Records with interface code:
■ ■ ■ ■
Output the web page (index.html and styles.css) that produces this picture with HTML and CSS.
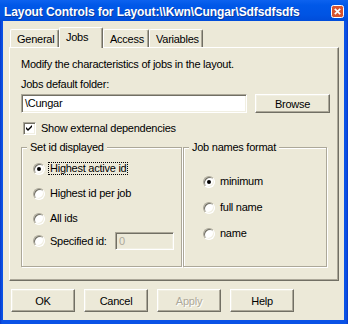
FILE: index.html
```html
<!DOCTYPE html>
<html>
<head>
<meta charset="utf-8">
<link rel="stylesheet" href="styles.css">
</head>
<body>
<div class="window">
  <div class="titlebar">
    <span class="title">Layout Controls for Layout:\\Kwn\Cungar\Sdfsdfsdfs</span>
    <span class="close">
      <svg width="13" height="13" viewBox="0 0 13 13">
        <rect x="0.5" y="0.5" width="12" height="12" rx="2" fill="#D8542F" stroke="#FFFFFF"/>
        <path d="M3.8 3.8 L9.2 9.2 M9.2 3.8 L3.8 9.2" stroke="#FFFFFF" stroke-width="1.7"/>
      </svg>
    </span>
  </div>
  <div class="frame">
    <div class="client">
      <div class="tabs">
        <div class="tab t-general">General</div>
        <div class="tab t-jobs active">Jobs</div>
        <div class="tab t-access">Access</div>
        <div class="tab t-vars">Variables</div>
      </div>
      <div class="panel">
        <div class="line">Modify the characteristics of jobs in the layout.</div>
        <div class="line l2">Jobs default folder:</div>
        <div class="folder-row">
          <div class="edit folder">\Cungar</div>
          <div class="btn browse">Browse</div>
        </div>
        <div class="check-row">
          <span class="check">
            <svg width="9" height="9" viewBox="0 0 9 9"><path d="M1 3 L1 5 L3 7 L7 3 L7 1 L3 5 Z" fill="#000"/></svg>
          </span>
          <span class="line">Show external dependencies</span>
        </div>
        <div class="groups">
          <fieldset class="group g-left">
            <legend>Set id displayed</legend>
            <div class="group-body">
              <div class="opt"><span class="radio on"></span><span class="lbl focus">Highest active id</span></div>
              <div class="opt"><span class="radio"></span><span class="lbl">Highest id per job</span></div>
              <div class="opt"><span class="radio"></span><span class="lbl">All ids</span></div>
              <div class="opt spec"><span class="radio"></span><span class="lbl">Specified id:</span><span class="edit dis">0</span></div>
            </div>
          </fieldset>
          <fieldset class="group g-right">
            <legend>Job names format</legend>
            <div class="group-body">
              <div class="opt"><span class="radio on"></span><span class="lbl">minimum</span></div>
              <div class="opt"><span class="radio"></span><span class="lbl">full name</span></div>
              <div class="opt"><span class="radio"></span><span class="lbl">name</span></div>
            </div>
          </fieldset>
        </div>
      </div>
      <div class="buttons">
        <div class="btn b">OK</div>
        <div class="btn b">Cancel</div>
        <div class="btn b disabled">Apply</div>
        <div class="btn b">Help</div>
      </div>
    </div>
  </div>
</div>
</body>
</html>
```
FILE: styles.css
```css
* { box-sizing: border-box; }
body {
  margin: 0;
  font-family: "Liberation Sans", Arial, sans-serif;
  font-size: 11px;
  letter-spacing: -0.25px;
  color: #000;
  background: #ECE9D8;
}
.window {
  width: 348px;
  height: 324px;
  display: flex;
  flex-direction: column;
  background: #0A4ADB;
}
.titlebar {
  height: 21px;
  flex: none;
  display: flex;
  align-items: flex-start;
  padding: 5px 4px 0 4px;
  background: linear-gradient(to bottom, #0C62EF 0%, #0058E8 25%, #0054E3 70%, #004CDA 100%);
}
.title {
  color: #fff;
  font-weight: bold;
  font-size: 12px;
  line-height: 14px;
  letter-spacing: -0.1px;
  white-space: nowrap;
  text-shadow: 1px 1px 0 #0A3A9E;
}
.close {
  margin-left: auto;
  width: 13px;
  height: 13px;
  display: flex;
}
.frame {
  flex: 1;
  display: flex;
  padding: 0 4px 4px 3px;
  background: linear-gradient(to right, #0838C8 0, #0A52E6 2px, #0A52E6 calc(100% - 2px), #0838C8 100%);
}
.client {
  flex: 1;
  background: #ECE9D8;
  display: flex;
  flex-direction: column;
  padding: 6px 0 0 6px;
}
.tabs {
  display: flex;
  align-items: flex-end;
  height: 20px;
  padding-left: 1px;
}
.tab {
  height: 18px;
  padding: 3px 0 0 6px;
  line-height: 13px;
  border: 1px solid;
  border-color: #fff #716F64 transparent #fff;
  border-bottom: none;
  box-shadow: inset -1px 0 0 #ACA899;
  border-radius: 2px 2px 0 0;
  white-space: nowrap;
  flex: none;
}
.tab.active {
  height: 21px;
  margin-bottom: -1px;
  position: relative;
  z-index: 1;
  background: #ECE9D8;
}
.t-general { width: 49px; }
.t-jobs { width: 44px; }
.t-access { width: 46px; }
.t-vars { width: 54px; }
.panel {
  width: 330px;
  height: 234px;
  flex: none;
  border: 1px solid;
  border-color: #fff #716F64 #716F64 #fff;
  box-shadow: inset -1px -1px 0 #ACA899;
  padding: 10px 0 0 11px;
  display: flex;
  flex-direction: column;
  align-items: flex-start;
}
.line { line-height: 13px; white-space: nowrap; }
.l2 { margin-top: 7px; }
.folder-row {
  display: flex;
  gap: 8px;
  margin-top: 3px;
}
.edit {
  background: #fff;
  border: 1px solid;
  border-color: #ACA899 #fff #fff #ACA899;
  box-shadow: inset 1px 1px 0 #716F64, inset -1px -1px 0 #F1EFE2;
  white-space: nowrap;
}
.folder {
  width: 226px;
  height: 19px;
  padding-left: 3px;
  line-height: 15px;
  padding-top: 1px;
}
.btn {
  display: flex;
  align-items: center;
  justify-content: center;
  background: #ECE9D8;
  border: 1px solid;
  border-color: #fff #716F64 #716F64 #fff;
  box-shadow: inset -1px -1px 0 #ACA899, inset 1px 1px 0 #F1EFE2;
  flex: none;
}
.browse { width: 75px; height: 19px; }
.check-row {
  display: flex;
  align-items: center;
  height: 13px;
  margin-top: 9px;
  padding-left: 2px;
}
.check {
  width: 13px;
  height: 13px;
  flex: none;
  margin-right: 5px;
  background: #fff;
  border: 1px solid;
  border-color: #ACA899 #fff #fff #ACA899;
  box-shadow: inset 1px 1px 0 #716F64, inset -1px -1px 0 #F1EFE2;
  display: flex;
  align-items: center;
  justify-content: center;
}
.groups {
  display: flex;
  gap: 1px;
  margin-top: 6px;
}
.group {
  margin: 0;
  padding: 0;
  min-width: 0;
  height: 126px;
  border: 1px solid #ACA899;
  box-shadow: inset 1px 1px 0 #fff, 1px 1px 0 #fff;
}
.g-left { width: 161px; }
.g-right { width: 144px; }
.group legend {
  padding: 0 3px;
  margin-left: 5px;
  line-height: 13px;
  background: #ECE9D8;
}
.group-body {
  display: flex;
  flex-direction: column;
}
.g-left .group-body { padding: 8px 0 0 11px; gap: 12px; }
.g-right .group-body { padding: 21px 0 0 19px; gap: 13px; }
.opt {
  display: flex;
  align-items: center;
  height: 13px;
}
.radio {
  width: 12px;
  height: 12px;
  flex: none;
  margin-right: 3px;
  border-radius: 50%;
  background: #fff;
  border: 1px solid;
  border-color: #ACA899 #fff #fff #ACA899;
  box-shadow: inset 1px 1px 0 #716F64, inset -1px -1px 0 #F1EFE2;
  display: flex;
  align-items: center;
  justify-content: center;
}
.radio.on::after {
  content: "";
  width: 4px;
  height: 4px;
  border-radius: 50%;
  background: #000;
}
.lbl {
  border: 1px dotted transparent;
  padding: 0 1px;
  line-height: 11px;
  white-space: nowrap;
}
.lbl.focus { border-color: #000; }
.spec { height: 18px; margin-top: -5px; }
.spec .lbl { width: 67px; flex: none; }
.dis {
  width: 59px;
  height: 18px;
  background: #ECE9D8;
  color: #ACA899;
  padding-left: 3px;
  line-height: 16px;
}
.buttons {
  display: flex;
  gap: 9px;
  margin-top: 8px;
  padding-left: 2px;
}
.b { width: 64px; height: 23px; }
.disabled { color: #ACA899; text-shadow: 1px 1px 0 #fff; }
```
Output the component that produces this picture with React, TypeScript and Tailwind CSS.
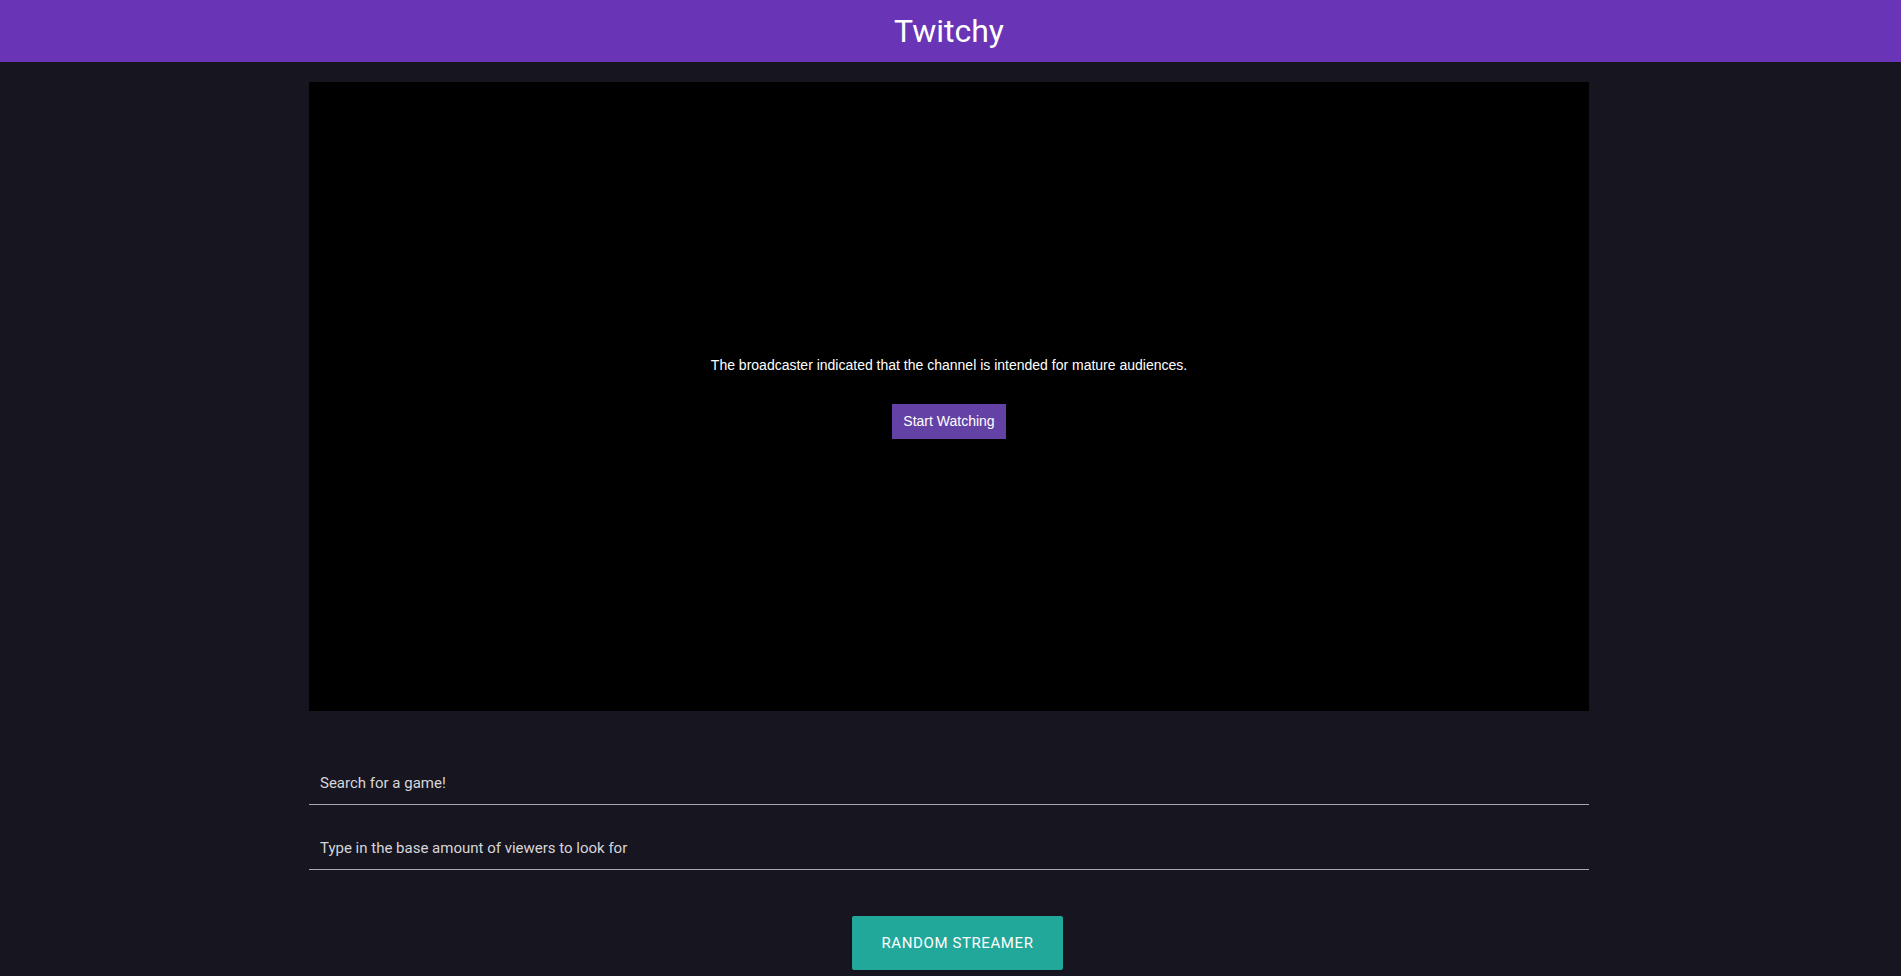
■ ■ ■ ■
Work to be completed: Find each line that has the word "index", then copy it out.

Task result:
Output the web page (index.html and styles.css) that produces this picture with HTML and CSS.
FILE: index.html
  z-index: 1;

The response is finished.